Roxie and Velma are both on trial for murder. But they are more concerned about how many column inches they get in the press and how they can parlay their notoriety into show business careers than about going to jail. Opportunists always working the system to their own benefit, they are not very nice people. As are all the characters in Chicago, save two.
Many things are right about this Chicago: a small stage effectively used; superb choreography and talented dancing; great vocal strengths and strong acting. The two leads — Nicole Anderson as Roxie and Hannah Thornhill as Velma — are well balanced and strong in vocal, dancing and acting abilities. Debbie Barber-Eton as prison matron Mama projects the corrupt power of her role with strong vocals. Nathan Bowen as the flinty lawyer, Billy Flynn, is always a charming performer. The strongest vocalist is Kristina Friedgen as Mary Sunshine, the duped and gullible reporter who belts out “A Little Bit of Good.”
The emotional core, however, comes from Tobias Young as Amos, the husband done wrong by two-timing Roxie. Young’s confusion and pain about how the woman he loves could treat him so badly is what gives Chicago its bite. His rendition of “Mister Cellophane” is heart-breaking.
Summer Garden Theatre’s focus is all on music and dancing. Both are done exceedingly well, as they must be in a Kander and Ebb/Bob Fosse creation. A bit more depth and range of emotions would complement the razzle-dazzle. For example, in addition to Amos, the other character not solely out to work the system is Hunyak, a non-English speaking prisoner who can only say not guilty all the way to the gallows. Her demise should have more emotional power, and that would give the production more range and impact.

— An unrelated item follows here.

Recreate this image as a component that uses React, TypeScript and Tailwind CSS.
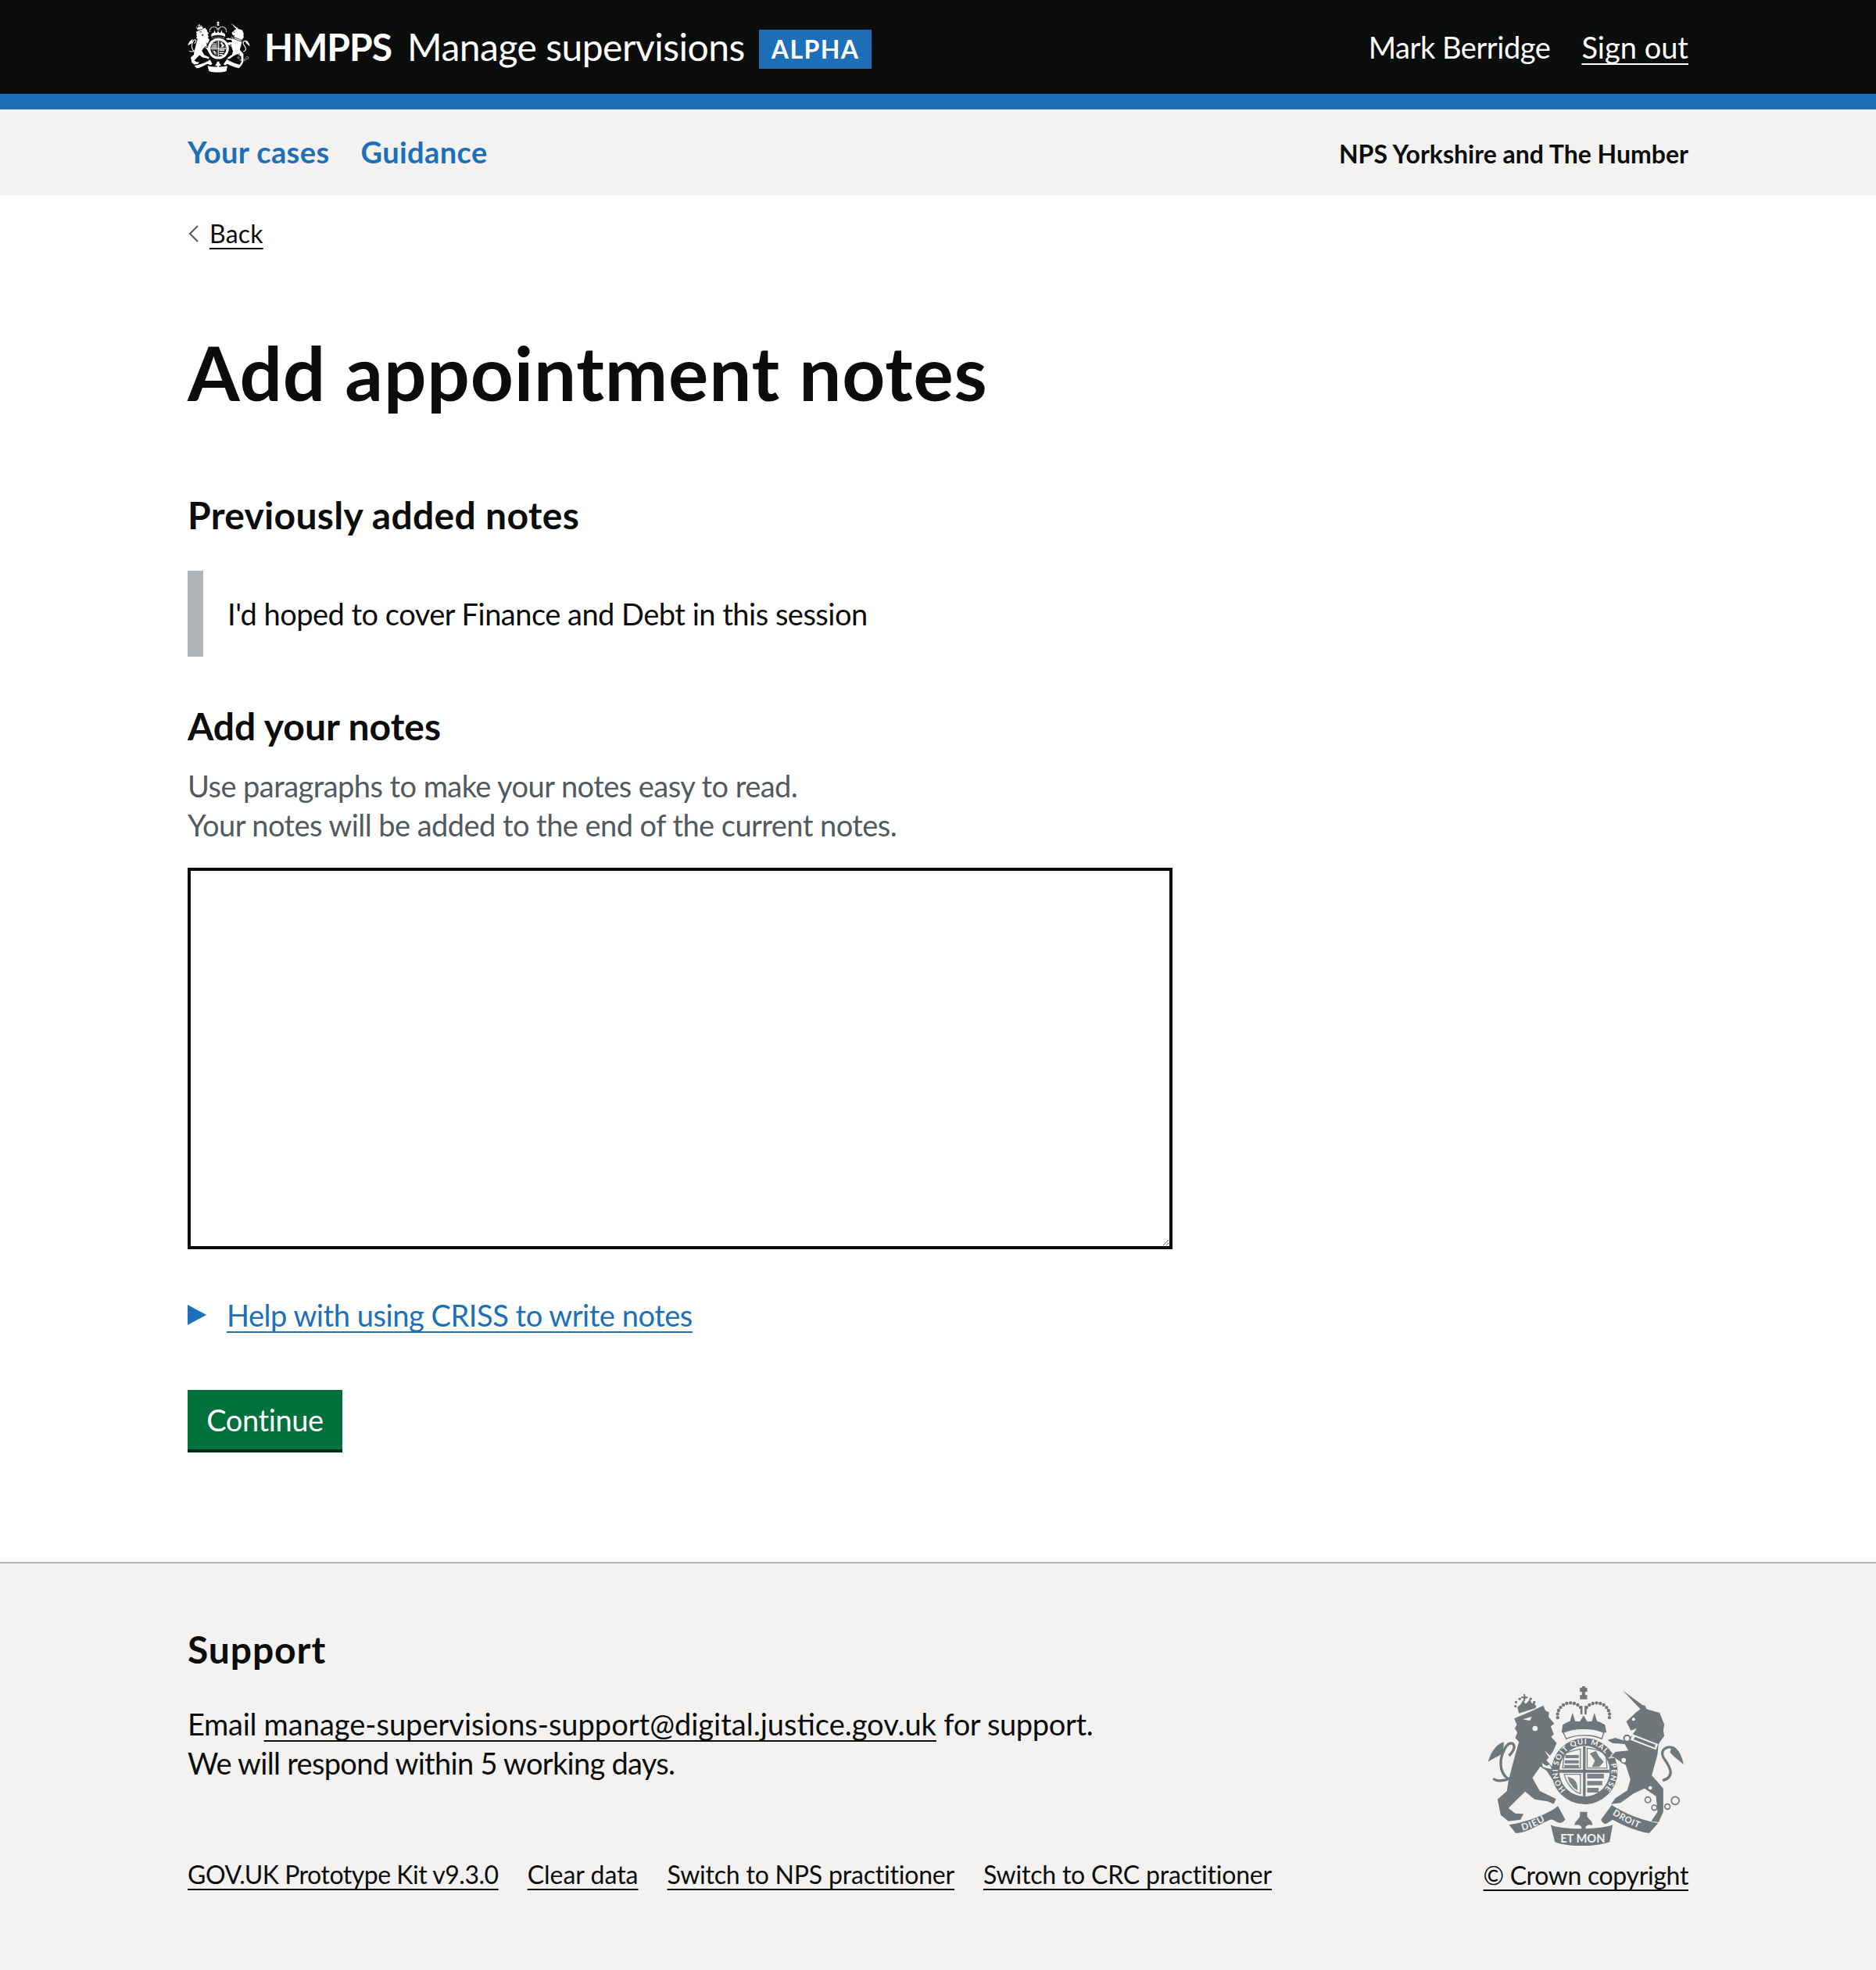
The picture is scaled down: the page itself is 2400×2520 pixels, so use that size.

As always at Annapolis Summer Garden Theatre, excellent musicians back up the cast and give a strong musical grounding to the show. The professionalism and assurance of all the performers in this Chicago is impressive. Director/choreographer Taavvon Gamble is to be commended for his reach in creating intricate choreography, and the cast is to be commended for grasping his vision and realizing it so very well. Razzle-dazzle, indeed.